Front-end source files
========================================

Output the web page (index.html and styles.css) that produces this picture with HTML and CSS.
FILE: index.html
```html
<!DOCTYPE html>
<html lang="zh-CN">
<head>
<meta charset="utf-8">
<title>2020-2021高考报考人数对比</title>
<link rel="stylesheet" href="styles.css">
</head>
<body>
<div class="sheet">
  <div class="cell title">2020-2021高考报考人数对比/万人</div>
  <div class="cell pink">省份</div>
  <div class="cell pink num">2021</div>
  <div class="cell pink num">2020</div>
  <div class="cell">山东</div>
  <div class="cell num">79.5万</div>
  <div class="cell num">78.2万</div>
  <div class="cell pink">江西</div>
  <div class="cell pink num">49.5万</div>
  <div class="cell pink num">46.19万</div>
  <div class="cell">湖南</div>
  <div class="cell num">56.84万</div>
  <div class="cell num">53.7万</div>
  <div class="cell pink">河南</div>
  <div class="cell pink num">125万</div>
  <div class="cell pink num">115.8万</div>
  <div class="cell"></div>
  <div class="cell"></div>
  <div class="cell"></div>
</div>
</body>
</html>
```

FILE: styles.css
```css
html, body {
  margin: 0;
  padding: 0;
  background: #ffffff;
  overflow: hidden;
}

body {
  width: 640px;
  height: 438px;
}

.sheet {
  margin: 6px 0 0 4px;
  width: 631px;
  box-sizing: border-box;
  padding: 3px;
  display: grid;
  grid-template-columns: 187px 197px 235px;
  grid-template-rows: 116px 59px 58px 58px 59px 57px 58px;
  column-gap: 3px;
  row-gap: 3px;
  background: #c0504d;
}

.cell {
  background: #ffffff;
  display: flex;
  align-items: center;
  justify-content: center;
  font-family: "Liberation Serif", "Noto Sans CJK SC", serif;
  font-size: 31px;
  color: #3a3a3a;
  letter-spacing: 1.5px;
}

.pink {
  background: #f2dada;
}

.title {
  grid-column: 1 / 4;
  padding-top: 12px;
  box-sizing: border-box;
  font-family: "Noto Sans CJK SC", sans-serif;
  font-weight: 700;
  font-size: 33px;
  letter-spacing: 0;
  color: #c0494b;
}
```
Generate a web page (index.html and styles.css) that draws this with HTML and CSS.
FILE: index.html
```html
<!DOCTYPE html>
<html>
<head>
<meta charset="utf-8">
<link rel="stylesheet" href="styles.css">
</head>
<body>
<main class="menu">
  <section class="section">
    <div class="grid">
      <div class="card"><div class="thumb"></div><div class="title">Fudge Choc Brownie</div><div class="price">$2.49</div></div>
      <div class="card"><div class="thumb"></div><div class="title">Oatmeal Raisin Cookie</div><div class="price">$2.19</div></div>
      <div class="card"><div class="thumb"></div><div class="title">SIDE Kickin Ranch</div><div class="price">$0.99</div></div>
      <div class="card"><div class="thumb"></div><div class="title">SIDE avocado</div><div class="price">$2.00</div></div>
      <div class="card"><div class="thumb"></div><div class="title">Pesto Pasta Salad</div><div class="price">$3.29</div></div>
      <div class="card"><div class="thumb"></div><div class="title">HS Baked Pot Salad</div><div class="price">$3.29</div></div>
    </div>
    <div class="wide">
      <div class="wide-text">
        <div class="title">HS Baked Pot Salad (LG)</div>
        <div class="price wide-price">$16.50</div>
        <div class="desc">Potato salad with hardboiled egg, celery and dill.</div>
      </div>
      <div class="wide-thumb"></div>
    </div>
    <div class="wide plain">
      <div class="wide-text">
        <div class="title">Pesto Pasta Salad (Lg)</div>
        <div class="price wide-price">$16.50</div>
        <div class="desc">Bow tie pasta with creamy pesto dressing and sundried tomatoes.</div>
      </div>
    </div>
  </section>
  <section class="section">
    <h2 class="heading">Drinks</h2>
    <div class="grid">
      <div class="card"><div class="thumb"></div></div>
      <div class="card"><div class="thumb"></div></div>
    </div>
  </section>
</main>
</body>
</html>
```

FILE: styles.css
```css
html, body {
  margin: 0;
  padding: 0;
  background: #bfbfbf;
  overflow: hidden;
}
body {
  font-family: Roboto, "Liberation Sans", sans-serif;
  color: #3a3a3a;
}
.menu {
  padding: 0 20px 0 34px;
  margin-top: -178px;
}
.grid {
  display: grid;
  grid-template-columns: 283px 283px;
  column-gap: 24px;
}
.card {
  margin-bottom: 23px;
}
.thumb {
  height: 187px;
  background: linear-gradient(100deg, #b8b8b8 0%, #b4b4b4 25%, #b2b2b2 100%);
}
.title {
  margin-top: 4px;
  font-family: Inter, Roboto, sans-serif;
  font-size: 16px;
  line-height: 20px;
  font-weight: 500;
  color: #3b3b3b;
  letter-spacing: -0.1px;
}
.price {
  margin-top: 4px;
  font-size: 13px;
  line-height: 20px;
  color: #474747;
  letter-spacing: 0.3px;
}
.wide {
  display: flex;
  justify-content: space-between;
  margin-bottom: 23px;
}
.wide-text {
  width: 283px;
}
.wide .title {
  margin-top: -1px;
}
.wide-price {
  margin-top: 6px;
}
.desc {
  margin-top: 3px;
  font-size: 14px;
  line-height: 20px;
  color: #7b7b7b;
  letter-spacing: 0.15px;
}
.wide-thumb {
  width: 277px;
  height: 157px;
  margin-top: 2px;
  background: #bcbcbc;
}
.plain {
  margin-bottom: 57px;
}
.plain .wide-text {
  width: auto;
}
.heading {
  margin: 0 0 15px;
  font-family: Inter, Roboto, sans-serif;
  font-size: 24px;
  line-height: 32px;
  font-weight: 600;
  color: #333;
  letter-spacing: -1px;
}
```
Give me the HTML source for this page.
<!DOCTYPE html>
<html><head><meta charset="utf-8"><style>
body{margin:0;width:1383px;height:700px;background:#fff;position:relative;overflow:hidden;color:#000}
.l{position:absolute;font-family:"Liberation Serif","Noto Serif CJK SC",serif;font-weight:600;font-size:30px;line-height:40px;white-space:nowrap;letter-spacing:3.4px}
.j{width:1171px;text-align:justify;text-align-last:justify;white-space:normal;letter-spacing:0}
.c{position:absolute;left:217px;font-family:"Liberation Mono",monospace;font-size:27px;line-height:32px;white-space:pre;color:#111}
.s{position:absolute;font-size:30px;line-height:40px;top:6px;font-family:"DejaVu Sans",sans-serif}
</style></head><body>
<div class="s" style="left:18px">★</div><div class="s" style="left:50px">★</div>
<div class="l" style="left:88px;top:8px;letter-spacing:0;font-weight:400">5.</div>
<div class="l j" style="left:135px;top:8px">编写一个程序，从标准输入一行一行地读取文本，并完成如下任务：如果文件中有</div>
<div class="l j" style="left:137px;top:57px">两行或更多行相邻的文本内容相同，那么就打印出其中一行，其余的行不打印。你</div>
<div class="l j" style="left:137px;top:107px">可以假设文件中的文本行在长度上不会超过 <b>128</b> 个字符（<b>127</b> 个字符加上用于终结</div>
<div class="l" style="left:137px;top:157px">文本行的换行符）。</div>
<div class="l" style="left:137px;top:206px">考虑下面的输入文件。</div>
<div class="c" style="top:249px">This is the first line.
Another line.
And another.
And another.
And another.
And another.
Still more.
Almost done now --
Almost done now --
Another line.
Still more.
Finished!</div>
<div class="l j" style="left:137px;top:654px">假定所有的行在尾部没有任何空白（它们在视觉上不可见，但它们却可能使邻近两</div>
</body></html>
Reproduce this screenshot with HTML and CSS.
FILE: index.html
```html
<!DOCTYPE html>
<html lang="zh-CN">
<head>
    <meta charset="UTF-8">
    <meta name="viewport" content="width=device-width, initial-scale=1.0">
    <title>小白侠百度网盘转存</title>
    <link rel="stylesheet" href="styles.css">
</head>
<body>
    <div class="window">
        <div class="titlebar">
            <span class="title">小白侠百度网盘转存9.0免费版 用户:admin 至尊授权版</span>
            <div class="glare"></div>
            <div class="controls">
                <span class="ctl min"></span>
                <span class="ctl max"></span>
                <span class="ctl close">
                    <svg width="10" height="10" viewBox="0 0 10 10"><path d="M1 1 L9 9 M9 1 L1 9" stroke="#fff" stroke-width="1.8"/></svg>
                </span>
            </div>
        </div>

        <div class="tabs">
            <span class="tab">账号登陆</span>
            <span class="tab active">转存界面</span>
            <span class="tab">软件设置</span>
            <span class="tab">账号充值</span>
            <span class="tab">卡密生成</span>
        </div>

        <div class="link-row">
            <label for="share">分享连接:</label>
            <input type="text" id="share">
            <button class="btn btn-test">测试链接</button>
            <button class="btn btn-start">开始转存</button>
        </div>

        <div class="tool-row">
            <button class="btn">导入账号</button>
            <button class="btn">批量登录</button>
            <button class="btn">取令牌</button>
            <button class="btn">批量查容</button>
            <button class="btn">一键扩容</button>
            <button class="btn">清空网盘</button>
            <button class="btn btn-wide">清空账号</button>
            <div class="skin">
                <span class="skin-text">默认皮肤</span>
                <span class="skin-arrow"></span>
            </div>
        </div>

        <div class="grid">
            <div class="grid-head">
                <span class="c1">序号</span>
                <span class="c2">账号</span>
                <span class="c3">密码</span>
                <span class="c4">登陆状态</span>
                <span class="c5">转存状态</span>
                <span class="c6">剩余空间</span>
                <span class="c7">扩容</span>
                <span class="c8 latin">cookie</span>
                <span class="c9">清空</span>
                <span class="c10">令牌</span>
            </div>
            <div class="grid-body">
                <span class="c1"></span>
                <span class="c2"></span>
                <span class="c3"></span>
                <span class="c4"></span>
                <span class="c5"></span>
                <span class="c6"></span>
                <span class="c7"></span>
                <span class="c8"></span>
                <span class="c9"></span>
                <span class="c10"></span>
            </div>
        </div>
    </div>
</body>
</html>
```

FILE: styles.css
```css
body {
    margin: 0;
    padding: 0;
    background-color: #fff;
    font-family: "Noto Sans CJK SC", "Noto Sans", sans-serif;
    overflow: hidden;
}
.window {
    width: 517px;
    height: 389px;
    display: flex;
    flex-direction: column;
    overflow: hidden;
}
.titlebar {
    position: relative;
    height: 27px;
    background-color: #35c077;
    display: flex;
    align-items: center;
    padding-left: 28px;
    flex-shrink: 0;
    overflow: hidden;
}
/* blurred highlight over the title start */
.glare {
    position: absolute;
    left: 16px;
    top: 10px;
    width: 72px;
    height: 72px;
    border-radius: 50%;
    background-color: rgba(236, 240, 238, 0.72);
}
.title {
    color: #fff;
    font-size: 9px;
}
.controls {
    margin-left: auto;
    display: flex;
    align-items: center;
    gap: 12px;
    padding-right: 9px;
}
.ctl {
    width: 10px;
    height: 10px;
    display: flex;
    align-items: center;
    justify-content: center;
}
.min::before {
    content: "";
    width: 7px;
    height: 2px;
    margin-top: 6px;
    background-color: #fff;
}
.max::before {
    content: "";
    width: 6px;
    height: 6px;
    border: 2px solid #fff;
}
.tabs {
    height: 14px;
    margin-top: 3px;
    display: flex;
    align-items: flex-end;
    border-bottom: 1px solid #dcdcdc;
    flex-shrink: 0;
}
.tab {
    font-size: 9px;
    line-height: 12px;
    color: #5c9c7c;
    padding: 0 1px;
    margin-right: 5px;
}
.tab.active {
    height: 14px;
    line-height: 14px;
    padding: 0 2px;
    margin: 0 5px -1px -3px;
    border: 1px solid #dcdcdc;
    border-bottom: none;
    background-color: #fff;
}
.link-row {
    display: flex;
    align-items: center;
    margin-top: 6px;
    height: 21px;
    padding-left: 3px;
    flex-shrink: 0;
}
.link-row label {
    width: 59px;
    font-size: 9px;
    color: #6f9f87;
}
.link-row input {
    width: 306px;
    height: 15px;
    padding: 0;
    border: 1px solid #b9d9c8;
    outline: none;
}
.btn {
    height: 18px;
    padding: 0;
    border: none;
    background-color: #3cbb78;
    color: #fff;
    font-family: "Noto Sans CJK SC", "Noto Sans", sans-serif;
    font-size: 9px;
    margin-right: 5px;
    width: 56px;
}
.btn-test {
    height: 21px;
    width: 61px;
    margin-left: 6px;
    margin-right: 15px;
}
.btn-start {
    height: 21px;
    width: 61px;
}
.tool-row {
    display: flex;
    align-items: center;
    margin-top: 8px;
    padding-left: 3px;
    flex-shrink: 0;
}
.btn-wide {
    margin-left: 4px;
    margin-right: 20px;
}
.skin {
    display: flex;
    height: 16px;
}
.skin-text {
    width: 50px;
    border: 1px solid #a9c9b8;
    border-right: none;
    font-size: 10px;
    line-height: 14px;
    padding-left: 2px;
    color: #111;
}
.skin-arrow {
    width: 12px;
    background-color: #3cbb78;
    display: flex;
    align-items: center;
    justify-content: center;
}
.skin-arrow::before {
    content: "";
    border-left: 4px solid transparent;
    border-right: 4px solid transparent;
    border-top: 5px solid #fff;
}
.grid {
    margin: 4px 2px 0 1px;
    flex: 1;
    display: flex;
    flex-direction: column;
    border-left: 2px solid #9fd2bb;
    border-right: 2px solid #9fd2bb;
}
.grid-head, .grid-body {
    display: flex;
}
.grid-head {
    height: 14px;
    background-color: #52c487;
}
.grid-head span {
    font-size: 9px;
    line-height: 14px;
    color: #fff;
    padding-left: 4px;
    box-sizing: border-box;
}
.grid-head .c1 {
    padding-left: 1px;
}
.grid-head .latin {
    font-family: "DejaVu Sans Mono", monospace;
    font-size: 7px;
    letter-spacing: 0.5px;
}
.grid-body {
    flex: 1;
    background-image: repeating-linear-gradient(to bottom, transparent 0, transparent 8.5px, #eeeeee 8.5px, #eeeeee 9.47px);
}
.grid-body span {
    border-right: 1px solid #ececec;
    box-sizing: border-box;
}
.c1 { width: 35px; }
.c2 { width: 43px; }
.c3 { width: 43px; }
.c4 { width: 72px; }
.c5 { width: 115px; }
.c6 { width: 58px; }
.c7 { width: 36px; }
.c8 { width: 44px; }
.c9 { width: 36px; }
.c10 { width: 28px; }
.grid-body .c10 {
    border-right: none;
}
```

========================================

Copy out every line with the word "that".

Output the web page (index.html and styles.css) that produces this picture with HTML and CSS.
Generate a web page (index.html and styles.css) that draws this with HTML and CSS.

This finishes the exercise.